Casting Crowns have had success throughout the past decade. Since entering Christian music in 2003 with their hit songs ‘Who Am I’ and ‘Voice of Truth’, the band have become one of the most successful to date, recording over 8 albums and receiving plenty of praise from both the Christian and mainstream music industry. Despite success with Dove and Grammy awards, Casting Crowns have never lost sight of their own ministry. Casting Crowns still travel part-time (since the band was formed by youth pastors), serving in their local church from Sunday to Wednesday; touring from Thursday through Saturday. With their latest album released last October, I was surprised about how much I enjoyed listening to it. Speaking about how Jesus is the Well in which we drink from, this is an album that minsters to the heart of the listener, urging them to stand up and be courageous for Christ.

The first single to the album, ‘Courageous’, was a song used for the movie of the same name, about how four fathers in law enforcement deal with a tragedy that strikes at their very hearts, acknowledging that they need to understand their roles as husbands and fathers. The movie took the audience on a journey as these characters re-evaluated their lives and their faith. Similarly in the song, singer Mark Hall explains about how we as men “…all have a desire for significance. We want to know we matter. We want to know we count for something…[therefore we need] to stand for something—or better yet, for Someone…” As Hall belts out the chorus above the guitars ‘…we were made to be courageous…’ I am constantly reminded of 2 Timothy 1:7, where Paul proclaims that ‘…For the Spirit God gave us does not make us timid, but gives us power, love and self-discipline…’ God’s power lives inside of us; we don’t have to be afraid of anything, and we can stand up courageous as God intended for us to be. This is a declaration, an anthem to be sung by fathers and also over them. Powerful guitars and drums are the musical focus for this song, fitting as their first single.
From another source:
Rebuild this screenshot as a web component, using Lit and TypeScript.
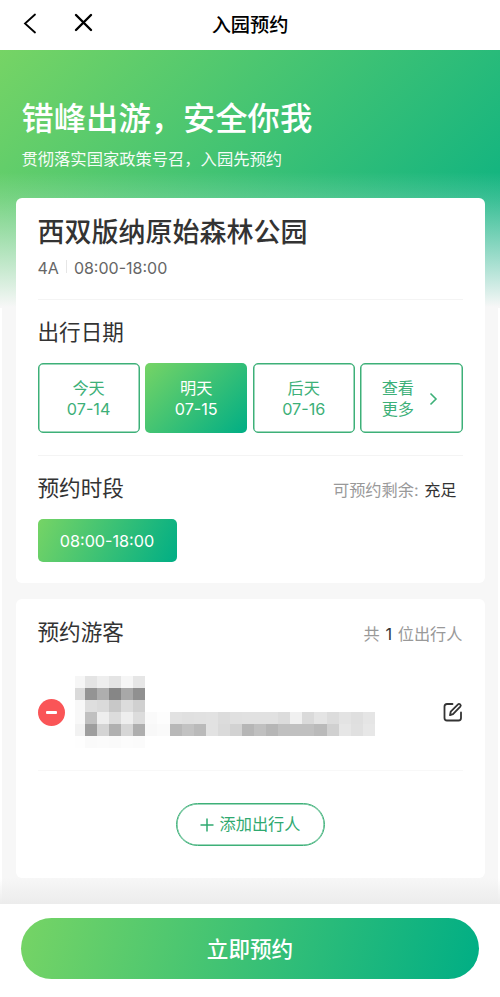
import { LitElement, html, css, svg } from "lit";
import { customElement } from "lit/decorators.js";
import { classMap } from "lit/directives/class-map.js";

const DAYS = [
  { label: "今天", date: "07-14", active: false },
  { label: "明天", date: "07-15", active: true },
  { label: "后天", date: "07-16", active: false },
];

// Grey levels of the masked visitor details, one row per line of blocks.
const MASK: number[][] = [
  [246, 228, 238, 228, 246, 230],
  [218, 148, 174, 134, 168, 144],
  [248, 222, 218, 200, 220, 208],
  [248, 192, 238, 220, 238, 220, 250, 253, 226, 224, 225, 226, 220, 224, 225, 225, 225, 220, 240, 218, 228, 220, 227, 223, 229],
  [242, 158, 212, 176, 214, 174, 248, 250, 184, 194, 186, 226, 218, 210, 182, 192, 182, 192, 192, 192, 186, 208, 230, 224, 231],
  [254, 250, 251, 250, 252, 251],
];

@customElement("masked-info")
class MaskedInfo extends LitElement {
  static styles = css`
    :host { display: grid; grid-template-columns: 10px repeat(24, 12.08px); grid-auto-rows: 12.1px; }
  `;
  render() {
    return MASK.map((row) =>
      Array.from({ length: 25 }, (_, i) => {
        const v = row[i] ?? 255;
        return html`<span style="background:rgb(${v},${v},${v})"></span>`;
      })
    );
  }
}

@customElement("app-root")
class AppRoot extends LitElement {
  static styles = css`
    :host {
      display: flex; flex-direction: column; height: 997px; overflow: hidden;
      font-family: Inter, "Noto Sans CJK SC", sans-serif; color: #333;
      background: #fff; --grad: #76d465, #00ae85; --green: #3db078;
    }
    * { box-sizing: border-box; }
    svg { display: block; fill: none; stroke: currentColor; }
    .nav { height: 50px; flex: none; display: grid; grid-template-columns: 1fr auto 1fr; align-items: center; color: #000; }
    .nav-icons { display: flex; align-items: center; padding: 0 0 4px 22px; gap: 34px; }
    .nav-title { font-size: 19.2px; line-height: 28px; font-weight: 500; }
    .page {
      height: 854px; flex: none; padding: 50px 15.5px 0 15.5px;
      background:
        linear-gradient(to bottom, rgba(247,247,247,0) 0 122px, rgba(247,247,247,.17) 148px, rgba(247,247,247,.5) 192px, #f7f7f7 257px) 0 0 / 100% 258px no-repeat,
        linear-gradient(135deg, var(--grad)) 0 0 / 100% 258px no-repeat,
        linear-gradient(to top, #ececec, rgba(247,247,247,0) 26px),
        linear-gradient(to right, #fff 2px, #f7f7f7 2px 498px, #fff 498px);
    }
    .hero { color: #fff; padding-left: 6px; height: 98px; }
    .hero h1 { margin: 0; font-size: 32.3px; line-height: 38px; font-weight: 500; }
    .hero p { margin: 11px 0 0; font-size: 16.3px; line-height: 20px; opacity: .95; }
    .card { background: #fff; border-radius: 6px; padding: 0 22px; }
    .booking { height: 385px; }
    .place { height: 102px; padding-top: 15px; border-bottom: 1px solid #f4f4f4; }
    .place h2 { margin: 0; font-size: 27px; line-height: 40px; font-weight: 500; }
    .meta { display: flex; align-items: center; gap: 7px; margin-top: 5px; color: #666; font-size: 16px; line-height: 21px; }
    .bar { width: 1px; height: 13px; background: #e6e6e6; margin-bottom: 4px; }
    h3 { margin: 0; font-size: 21.6px; line-height: 30px; font-weight: 400; }
    .dates { height: 156px; padding-top: 17px; border-bottom: 1px solid #f4f4f4; }
    .days { display: grid; grid-template-columns: repeat(4, 1fr); gap: 5.3px; margin-top: 16px; }
    .day {
      height: 70px; border: 1px solid var(--green); box-shadow: inset 0 0 0 .5px var(--green);
      border-radius: 5px; color: var(--green);
      display: flex; align-items: center; justify-content: center; text-align: center;
      font-size: 16.2px; line-height: 21px; padding-top: 2px;
    }
    .day.active { border: 0; box-shadow: none; background: linear-gradient(135deg, var(--grad)); color: #fff; }
    .more { gap: 15px; padding: 2px 3px 0 0; }
    .more svg { margin-top: -1px; }
    .head { display: flex; justify-content: space-between; align-items: center; }
    .slot-head { padding: 17px 6px 0 0; }
    .note { font-size: 16.2px; line-height: 22px; color: #999; padding-top: 4px; }
    .note b { color: #333; font-weight: 400; }
    .slot-head b { margin-left: 1px; }
    .slot {
      width: 139px; height: 43px; margin-top: 16px; border-radius: 5px; color: #fff;
      background: linear-gradient(115deg, var(--grad)); font-size: 16.2px;
      display: flex; align-items: center; justify-content: center; padding-top: 1px;
    }
    .visitors { height: 279px; margin-top: 16px; }
    .visitor-head { padding-top: 18px; }
    .visitor-head b { margin: 0 1.2px; }
    .visitor { height: 124px; display: flex; align-items: center; border-bottom: 1px solid #f8f8f8; padding-top: 7px; }
    .remove { width: 27px; height: 27px; border-radius: 50%; background: #fa5557; display: grid; place-items: center; margin-right: 10.5px; flex: none; }
    .remove i { width: 11px; height: 3px; border-radius: 1px; background: #fff; }
    .edit { margin-left: auto; color: #333; }
    .add {
      width: 149px; height: 43px; margin: 32px auto 0; border: 1px solid var(--green); border-radius: 22px;
      box-shadow: inset 0 0 0 .5px var(--green);
      display: flex; align-items: center; justify-content: center; gap: 6px; color: #2fa970; font-size: 16.2px; line-height: 22px;
    }
    .add span { margin-top: -1px; }
    .footer { flex: 1; padding: 14px 21px 0; background: #fff; }
    .submit {
      height: 61px; border-radius: 31px; background: linear-gradient(105deg, var(--grad)); color: #fff; padding-bottom: 2px;
      display: flex; align-items: center; justify-content: center; font-size: 21.6px; font-weight: 500;
    }
  `;

  render() {
    return html`
      <header class="nav">
        <div class="nav-icons">
          <svg width="18" height="22" viewBox="0 0 18 22" stroke-width="1.8" stroke-linecap="round">${svg`<path d="M13 2.500 3 11.500 13 20.500"/>`}</svg>
          <svg width="19" height="20" viewBox="0 0 19 20" stroke-width="2.4" stroke-linecap="round">${svg`<path d="M2 2 17 17M17 2 2 17"/>`}</svg>
        </div>
        <div class="nav-title">入园预约</div>
      </header>
      <main class="page">
        <section class="hero">
          <h1>错峰出游，安全你我</h1>
          <p>贯彻落实国家政策号召，入园先预约</p>
        </section>
        <section class="card booking">
          <div class="place">
            <h2>西双版纳原始森林公园</h2>
            <div class="meta"><span>4A</span><span class="bar"></span><span>08:00-18:00</span></div>
          </div>
          <div class="dates">
            <h3>出行日期</h3>
            <div class="days">
              ${DAYS.map((d) => html`<div class=${classMap({ day: true, active: d.active })}>${d.label}<br />${d.date}</div>`)}
              <div class="day more">
                <span>查看<br />更多</span>
                <svg width="9" height="14" viewBox="0 0 9 14" stroke-width="1.6">${svg`<path d="M1.500 1.500 7 7 1.500 12.500"/>`}</svg>
              </div>
            </div>
          </div>
          <div class="head slot-head">
            <h3>预约时段</h3>
            <div class="note">可预约剩余: <b>充足</b></div>
          </div>
          <div class="slot">08:00-18:00</div>
        </section>
        <section class="card visitors">
          <div class="head visitor-head">
            <h3>预约游客</h3>
            <div class="note">共 <b>1</b> 位出行人</div>
          </div>
          <div class="visitor">
            <span class="remove"><i></i></span>
            <masked-info></masked-info>
            <svg class="edit" width="20" height="20" viewBox="0 0 20 20" stroke-width="1.8" stroke-linecap="round" stroke-linejoin="round">
              ${svg`<path d="M9.500 2H4Q1.500 2 1.500 4.500V16Q1.500 18.500 4 18.500H15.500Q18 18.500 18 16V10.500"/><path d="M7 13.200 7.700 9.700 15 2.300Q16 1.300 17.200 2.400 18.300 3.500 17.300 4.600L10 12.200Z"/>`}
            </svg>
          </div>
          <div class="add">
            <svg width="14" height="14" viewBox="0 0 14 14" stroke-width="1.5">${svg`<path d="M7 .5v13M.5 7h13"/>`}</svg>
            <span>添加出行人</span>
          </div>
        </section>
      </main>
      <footer class="footer"><div class="submit">立即预约</div></footer>
    `;
  }
}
Another song that has challenged my thinking is ‘City on a Hill’. The song has definitely grown on me, and speaks about division in the church. Mark Hall states that the song pictures “…two old men sitting and…[remembering] what happened to the city on the hill because it’s not there anymore…they remember the warriors thought everyone was weak so they went off and started their own city. The dancers didn’t think everyone had enough spirit so they went off and started their own city. It’s an allegory of the factions of the modern Church, the result of predominantly like-minded people often dwelling upon non-essentials and personal taste to go their own direction…” This is a very difficult topic to introduce, in any Christian song, and I applaud the band for bringing this issue to the table of discussion. With the violin the main instrument throughout, a reflective and sombre mood is created, and quite rightly so. Hall asks the poignant question, through the lyric, that ‘…one by one, would we run away, with our made up minds to leave it all behind, would our light begin to fade with the city on a hill…’; encouraging us to re-evaluate our own lives and see whether we need to change ideas and beliefs that may be standing in the way of our own relationships inside the church.
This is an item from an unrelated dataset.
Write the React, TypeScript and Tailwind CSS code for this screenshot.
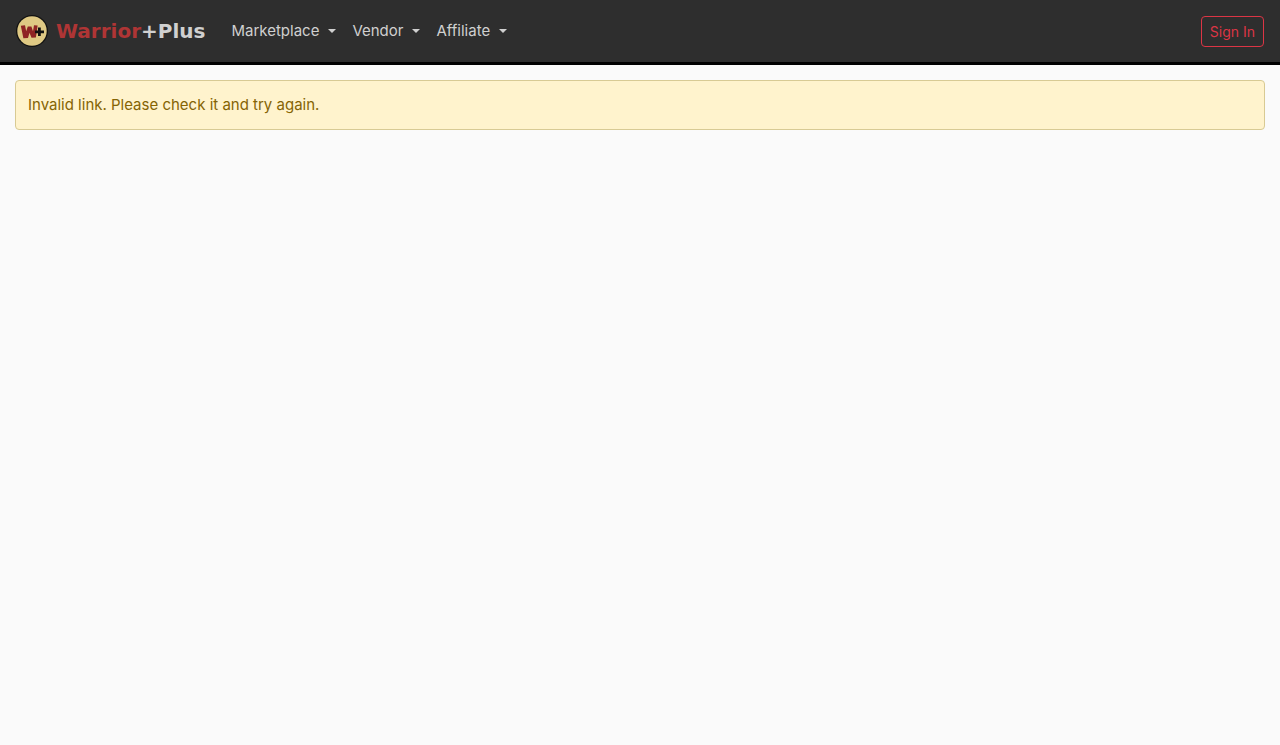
const menus = ["Marketplace", "Vendor", "Affiliate"];

function Logo() {
  return (
    <svg className="h-8 w-8" viewBox="0 0 32 32" aria-hidden="true">
      <circle cx="16" cy="16" r="16" fill="#111" />
      <circle cx="16" cy="16" r="14.7" fill="#dfc984" />
      <path
        d="M4.8 10.8 9 10.2l1.2 6 1.6-4.8h3.6l1.6 4.8 1-6 3.6.4-.3 2.4-1.4 9.6-4.4.2-2-5-1.5 5.2-4.6.2z"
        fill="#8f2424"
      />
      <path d="M22 12.6h2.8v2.8h3.2v2.8h-3.2v2.9H22v-2.9h-3v-2.8h3z" fill="#111" />
    </svg>
  );
}

function Navbar() {
  return (
    <header className="flex items-center border-b-[3px] border-black bg-[#2e2e2e] px-4 py-[11px]">
      <a href="#" className="mr-[18px] flex h-10 items-center gap-2 font-['DejaVu_Sans'] text-xl font-bold">
        <Logo />
        <span className="text-[#d0d0d0]">
          <span className="text-[#af3535]">Warrior</span>+Plus
        </span>
      </a>
      <nav className="flex">
        {menus.map((menu) => (
          <button key={menu} type="button" className="flex items-center gap-[9px] px-2 py-2 text-[#d0d0d0]">
            {menu}
            <span className="border-x-4 border-t-4 border-x-transparent border-t-[#d0d0d0]" aria-hidden="true" />
          </button>
        ))}
      </nav>
      <a href="#" className="ml-auto rounded border border-[#dc3545] px-2 py-1 text-sm leading-[21px] text-[#dc3545]">
        Sign In
      </a>
    </header>
  );
}

export default function App() {
  return (
    <div className="min-h-screen bg-[#fafafa] font-['Inter',sans-serif] text-[15px] leading-6">
      <Navbar />
      <main className="p-[15px]">
        <div role="alert" className="rounded border border-[#d8ca94] bg-[#fff3cd] p-3 text-[#856404]">
          Invalid link. Please check it and try again.
        </div>
      </main>
    </div>
  );
}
Throughout the remainder of the album, Casting Crowns offers up many themes that are relevant for everyone; ranging from urging Christians to not be judgemental when speaking to people outside their ‘Christian circle of friends’ (‘Jesus, Friend of Sinners’) to bold proclamations about how Jesus is on the other side, seeing everything in our lives, and thereby, urging the listener to trust Him wholeheartedly (‘Already There’). A thematic metaphor about the bride and groom on their wedding day is placed in the album, alluding to the day when Jesus comes to bring us home to heaven (‘Wedding Day’), as well as a song about facing the duel within ourselves, the struggle between our sinful nature and our side that just wants to follow the will of God (‘My Own Worst Enemy’). Adoption also plays a big part in the songs, the notion of us being adopted into the family of God; but also there is the theme of physical adoption. The song ‘Already There’ starts of with just the keys in the verses, but as the anthemic mood rises in the chorus, guitars and drums take over; with the theme changing from questions to assurances and answers. The song speaks to Hall on a personal level, when he and his family adopted a girl from China, not knowing at that time when she would come to them and join their family. The Lord was telling them not to worry, because He was already there. Adoption is also in the album closer, ‘So Far to Find You’. As Hall and his family ‘speak’ to his baby girl in China, parallels can be seen between how the Lord is speaking to us, reminding us how far He came so that He could find us and bring us home to Him.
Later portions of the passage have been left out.